Garage

Los Angeles has great weather, so having a garage here is not a necessity like other parts of the country, especially places that get snow. In my younger years, I grew up in Minnesota. Waking up on cold winter mornings, after scrapping the snow and ice off my car was the worst! You really appreciate having a garage then.

Los Angeles is car obsessed, so even though we don’t need garages, many people want them. Fun Fact: There are more cars in Los Angeles then people! Over 6M cars where registered with DMV in 2016 and the populations for greater Los Angeles area is 4M people. For at least one or two of my clients, the first thing they look at when buying a house is the garage. 

The primary function of a garage is to store cars. By housing cars in a garage- it protects the paint from fading, and provides security from scratches, dents, and dings or theft. Getting your car off the street will save you money from parking tickets!

Since real estate has become so valuable in Los Angeles, many people are converting their garages to living spaces and parking their cars on the driveway. For $10,000 or less you can convert a garage into a 300 sqft to 400 sqft living space. I call these “stu-ages” because they are studios turned out of garages. Converting your garage is one of the most inexpensive way to add sqft to your house. If you convert your garage without permits, one piece of advice- leave the garage door on, especially if it faces an alley. That way it won’t arose undue suspicion.

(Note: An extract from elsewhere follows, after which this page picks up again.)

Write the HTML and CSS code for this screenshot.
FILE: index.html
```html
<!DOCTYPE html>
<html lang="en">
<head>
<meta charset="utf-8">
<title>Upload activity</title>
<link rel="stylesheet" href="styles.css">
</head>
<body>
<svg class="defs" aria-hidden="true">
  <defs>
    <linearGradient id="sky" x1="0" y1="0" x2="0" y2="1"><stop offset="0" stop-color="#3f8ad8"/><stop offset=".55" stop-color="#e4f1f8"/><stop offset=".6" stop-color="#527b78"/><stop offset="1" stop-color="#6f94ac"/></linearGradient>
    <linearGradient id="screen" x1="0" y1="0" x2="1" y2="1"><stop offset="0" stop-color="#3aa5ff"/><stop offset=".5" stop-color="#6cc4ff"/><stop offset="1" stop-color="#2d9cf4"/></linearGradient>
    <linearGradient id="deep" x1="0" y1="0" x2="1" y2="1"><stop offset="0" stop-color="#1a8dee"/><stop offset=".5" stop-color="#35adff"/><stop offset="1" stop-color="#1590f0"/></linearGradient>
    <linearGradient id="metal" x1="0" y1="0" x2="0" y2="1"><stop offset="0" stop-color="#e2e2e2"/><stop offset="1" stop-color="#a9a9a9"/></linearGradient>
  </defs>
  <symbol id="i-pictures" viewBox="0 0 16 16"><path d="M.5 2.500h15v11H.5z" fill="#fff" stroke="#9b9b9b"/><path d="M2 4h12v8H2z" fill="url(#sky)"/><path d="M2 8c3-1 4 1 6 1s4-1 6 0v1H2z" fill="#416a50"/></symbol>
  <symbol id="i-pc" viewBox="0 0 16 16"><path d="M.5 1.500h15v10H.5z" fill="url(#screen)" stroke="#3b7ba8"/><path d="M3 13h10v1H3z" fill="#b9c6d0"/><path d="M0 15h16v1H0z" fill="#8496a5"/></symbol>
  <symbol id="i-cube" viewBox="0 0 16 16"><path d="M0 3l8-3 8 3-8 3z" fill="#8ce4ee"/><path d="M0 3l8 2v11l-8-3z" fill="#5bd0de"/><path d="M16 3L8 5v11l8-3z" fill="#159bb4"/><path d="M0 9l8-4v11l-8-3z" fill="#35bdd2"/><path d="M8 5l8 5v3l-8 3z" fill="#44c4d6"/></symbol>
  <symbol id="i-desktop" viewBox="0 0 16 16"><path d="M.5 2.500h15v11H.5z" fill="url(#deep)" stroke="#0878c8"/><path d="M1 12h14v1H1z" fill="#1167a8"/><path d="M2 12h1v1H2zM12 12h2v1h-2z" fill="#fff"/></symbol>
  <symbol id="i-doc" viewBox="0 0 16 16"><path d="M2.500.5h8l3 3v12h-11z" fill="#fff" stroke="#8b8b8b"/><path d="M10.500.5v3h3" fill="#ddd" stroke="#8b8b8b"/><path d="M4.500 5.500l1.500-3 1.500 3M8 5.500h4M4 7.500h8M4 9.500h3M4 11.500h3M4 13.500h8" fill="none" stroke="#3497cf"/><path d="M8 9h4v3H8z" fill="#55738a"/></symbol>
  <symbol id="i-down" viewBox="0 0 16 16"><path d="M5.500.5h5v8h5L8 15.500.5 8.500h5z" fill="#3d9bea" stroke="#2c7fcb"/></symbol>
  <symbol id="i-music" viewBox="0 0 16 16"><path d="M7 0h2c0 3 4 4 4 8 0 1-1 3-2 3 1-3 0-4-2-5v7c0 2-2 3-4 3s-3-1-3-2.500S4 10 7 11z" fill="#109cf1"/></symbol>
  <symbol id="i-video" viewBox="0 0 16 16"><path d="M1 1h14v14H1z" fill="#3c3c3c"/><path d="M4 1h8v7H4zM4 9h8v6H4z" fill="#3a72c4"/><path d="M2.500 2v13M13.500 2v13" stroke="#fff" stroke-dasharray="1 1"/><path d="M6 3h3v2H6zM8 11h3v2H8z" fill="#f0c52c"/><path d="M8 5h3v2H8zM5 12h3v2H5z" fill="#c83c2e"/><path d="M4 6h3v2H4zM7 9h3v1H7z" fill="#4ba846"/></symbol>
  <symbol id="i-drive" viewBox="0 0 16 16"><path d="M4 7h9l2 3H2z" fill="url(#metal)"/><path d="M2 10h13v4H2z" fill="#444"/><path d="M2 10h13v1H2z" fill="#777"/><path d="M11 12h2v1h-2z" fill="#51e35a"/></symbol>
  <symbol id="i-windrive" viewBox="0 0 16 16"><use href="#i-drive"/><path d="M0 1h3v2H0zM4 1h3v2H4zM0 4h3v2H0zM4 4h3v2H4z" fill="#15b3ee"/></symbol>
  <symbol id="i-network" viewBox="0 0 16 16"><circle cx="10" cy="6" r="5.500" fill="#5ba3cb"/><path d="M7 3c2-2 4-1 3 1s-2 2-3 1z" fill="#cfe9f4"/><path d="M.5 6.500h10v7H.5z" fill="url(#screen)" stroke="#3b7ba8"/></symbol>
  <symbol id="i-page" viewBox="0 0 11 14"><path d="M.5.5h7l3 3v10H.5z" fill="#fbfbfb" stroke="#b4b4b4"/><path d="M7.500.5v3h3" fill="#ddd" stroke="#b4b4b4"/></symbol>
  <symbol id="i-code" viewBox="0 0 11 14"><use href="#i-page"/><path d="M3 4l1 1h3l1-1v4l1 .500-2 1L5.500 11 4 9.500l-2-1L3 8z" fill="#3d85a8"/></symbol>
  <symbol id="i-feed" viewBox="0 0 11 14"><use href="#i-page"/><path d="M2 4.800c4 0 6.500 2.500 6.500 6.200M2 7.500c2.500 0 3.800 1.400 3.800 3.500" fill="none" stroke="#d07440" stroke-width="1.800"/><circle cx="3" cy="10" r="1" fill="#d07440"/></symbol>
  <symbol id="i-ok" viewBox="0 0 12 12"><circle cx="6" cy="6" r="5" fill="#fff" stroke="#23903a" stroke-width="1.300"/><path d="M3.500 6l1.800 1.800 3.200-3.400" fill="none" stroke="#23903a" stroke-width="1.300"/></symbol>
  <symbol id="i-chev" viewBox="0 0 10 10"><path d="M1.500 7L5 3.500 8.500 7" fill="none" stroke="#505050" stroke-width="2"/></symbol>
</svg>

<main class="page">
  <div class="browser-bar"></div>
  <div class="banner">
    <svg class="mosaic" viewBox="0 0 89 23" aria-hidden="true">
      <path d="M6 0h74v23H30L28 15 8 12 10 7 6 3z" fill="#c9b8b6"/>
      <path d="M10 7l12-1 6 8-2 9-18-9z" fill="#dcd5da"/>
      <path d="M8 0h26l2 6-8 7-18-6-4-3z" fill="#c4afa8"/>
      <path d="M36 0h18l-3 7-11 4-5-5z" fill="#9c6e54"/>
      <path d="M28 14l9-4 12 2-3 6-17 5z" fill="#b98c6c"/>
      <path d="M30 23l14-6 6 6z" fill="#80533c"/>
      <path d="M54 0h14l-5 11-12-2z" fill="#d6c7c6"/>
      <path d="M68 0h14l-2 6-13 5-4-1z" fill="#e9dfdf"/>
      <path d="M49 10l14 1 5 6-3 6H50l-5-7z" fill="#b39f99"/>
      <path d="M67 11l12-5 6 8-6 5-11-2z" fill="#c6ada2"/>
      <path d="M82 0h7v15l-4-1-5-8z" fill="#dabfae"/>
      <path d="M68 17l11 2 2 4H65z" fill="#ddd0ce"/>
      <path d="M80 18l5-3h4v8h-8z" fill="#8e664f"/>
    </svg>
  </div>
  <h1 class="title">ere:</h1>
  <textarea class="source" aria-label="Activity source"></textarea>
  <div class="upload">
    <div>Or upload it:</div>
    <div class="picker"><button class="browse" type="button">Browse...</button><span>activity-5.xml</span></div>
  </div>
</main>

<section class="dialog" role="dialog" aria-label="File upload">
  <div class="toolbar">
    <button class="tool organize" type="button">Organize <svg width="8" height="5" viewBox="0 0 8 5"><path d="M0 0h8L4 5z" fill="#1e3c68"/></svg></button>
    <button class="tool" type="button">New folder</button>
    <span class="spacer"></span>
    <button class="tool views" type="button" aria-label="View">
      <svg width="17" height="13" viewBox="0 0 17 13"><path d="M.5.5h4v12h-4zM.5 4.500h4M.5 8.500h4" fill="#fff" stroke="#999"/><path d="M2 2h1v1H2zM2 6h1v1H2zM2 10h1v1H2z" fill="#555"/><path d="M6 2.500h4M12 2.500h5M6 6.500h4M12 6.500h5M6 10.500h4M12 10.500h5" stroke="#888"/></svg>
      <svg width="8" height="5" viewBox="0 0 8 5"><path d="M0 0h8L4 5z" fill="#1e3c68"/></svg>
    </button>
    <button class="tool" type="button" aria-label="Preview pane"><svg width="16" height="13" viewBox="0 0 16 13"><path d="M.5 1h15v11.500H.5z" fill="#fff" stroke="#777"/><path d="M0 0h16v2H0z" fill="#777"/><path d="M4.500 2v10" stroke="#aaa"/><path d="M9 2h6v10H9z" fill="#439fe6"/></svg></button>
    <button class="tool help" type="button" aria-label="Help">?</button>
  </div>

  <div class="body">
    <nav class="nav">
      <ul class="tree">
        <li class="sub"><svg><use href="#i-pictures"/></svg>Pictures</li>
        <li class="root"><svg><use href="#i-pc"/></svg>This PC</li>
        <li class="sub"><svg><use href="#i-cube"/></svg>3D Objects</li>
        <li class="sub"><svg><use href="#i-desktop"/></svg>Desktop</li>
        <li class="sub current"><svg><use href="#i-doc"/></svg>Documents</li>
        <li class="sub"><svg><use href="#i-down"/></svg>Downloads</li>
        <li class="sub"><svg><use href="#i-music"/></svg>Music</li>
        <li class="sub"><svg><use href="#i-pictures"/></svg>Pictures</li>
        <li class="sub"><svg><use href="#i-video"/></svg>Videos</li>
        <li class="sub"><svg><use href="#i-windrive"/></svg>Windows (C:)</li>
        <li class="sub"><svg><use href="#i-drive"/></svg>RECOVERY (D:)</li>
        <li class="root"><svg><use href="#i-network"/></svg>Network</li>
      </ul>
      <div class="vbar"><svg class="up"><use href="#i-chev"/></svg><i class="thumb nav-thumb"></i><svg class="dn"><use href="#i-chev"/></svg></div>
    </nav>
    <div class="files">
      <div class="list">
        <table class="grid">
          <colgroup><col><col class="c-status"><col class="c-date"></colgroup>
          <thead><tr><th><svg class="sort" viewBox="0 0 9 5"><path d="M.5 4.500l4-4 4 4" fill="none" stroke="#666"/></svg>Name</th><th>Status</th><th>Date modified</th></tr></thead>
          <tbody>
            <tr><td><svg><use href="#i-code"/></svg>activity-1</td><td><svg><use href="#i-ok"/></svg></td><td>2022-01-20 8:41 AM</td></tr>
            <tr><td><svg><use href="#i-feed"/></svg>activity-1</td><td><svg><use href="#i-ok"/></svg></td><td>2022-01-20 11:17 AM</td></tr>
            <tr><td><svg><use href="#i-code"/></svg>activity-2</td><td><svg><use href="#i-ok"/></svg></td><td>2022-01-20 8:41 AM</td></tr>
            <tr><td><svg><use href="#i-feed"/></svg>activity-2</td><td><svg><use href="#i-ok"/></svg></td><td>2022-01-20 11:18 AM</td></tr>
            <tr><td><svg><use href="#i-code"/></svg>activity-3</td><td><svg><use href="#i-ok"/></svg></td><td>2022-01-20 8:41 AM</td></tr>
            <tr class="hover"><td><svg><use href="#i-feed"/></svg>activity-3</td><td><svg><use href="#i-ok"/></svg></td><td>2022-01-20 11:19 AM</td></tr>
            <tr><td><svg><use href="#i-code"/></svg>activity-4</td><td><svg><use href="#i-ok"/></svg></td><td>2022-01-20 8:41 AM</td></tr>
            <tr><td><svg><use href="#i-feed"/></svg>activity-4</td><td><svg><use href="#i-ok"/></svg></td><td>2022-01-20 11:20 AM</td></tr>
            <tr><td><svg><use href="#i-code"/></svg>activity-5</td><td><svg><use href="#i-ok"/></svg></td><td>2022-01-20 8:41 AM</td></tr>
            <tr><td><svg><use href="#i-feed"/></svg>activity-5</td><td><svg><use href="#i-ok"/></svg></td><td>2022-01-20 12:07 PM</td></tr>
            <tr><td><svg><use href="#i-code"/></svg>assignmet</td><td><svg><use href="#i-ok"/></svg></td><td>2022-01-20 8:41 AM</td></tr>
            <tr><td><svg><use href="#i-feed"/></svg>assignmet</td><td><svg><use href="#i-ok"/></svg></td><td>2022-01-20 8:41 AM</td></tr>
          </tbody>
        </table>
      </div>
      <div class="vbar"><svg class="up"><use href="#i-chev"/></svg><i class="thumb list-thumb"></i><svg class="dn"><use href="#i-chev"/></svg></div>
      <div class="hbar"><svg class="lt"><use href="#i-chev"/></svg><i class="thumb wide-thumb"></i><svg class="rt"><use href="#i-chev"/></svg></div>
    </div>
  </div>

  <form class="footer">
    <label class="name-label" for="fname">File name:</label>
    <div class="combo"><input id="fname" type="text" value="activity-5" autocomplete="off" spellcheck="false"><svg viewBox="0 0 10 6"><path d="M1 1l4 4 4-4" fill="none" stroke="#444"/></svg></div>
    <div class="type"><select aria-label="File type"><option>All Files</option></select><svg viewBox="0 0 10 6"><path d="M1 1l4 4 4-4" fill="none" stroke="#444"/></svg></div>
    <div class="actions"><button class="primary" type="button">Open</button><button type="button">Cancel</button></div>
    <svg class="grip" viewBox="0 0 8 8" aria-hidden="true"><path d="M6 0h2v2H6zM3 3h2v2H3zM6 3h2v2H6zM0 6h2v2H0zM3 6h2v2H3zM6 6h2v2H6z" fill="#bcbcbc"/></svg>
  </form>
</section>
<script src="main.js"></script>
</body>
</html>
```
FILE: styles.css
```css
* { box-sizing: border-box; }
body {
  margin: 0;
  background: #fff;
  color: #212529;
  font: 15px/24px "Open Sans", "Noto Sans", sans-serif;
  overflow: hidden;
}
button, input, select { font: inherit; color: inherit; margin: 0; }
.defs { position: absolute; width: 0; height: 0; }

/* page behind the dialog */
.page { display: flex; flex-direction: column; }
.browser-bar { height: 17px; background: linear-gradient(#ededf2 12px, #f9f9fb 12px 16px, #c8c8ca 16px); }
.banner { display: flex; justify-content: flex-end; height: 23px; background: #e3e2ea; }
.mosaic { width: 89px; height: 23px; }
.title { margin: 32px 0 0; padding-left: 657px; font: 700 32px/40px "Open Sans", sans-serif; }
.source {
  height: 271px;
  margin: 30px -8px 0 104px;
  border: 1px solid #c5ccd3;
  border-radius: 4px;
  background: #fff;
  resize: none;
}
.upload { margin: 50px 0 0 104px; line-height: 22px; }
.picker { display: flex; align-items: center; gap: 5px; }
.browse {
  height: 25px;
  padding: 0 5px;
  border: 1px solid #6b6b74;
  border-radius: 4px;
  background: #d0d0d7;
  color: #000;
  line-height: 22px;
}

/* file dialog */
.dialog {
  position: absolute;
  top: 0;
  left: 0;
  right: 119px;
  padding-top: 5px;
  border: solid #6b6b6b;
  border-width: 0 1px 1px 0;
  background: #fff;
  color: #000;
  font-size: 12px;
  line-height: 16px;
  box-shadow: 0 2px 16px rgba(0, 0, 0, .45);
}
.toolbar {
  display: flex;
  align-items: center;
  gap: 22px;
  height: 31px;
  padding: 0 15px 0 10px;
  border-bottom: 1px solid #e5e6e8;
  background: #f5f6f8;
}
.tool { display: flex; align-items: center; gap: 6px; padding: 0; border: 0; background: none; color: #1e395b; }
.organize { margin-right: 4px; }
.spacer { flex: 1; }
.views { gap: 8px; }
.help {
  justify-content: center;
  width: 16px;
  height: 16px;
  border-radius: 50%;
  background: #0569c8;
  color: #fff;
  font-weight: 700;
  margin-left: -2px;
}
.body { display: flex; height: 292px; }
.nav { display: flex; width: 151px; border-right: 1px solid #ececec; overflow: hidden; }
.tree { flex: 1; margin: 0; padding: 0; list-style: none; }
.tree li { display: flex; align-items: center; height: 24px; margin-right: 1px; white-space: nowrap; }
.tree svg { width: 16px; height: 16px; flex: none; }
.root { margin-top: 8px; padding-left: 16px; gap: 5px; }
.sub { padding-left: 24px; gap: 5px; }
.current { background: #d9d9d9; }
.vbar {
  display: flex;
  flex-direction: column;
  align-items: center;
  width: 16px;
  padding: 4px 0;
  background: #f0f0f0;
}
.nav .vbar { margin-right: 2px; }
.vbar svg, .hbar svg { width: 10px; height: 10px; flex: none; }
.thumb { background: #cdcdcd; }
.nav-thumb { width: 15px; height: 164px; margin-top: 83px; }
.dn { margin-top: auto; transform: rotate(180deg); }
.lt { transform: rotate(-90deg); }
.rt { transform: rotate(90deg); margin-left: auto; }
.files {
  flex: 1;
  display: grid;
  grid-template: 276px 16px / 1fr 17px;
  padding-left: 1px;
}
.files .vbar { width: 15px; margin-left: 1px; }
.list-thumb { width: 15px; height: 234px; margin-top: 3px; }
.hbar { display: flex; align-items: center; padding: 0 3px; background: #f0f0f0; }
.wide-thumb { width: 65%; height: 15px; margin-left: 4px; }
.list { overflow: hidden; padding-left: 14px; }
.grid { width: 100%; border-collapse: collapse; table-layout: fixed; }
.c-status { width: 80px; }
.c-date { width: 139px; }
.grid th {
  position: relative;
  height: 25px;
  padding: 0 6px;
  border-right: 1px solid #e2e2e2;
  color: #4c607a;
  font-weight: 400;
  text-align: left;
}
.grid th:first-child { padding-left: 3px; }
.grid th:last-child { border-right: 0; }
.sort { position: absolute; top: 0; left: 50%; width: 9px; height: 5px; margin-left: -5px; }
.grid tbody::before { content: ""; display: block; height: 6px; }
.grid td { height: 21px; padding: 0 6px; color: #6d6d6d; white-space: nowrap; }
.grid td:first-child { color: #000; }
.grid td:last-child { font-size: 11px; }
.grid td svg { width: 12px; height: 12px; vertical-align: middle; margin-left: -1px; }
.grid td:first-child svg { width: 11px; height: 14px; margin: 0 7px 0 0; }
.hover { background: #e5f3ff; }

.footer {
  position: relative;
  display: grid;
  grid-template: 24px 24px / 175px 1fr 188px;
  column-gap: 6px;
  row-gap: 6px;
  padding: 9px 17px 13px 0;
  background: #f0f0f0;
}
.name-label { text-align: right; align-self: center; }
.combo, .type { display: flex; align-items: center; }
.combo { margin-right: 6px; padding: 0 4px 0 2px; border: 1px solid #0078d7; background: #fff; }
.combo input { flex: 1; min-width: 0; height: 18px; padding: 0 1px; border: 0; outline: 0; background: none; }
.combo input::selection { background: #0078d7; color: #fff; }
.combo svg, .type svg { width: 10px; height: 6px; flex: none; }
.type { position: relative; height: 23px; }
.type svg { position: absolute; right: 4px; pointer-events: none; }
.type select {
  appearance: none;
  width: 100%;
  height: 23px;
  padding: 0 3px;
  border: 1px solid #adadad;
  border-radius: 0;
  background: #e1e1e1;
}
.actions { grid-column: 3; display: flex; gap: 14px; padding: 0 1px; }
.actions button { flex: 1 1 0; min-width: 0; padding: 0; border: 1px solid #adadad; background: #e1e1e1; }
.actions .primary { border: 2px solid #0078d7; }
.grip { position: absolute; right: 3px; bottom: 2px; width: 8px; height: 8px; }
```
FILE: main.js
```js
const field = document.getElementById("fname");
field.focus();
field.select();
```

Assuming you are still using your garage as a garage, it does other things too, like provide storage for tools, lawn and sport equipment, and bicycles. One way to free up more space in your main house is to move the laundry into the garage.

Steve Jobs in front of his parents garage where he started Apple

Garages can wear many hats- they can be an incubator space for a startup company, or a rehearsal space for a band, a workshop, or just about anything else you can think of.

From a construction standpoint, building a garage is pretty much the same as building the exterior shell of a house, except there are no finishes inside. If you are building a new garage make sure you permit it with the building department.

After the kitchen, the garage is the second room in the house with the highest fire risk. Building codes have specific provisions for fire prevention in garage construction. Most fires can be avoided by using some common sense, by storing flammable liquids, and not overloading power outlets.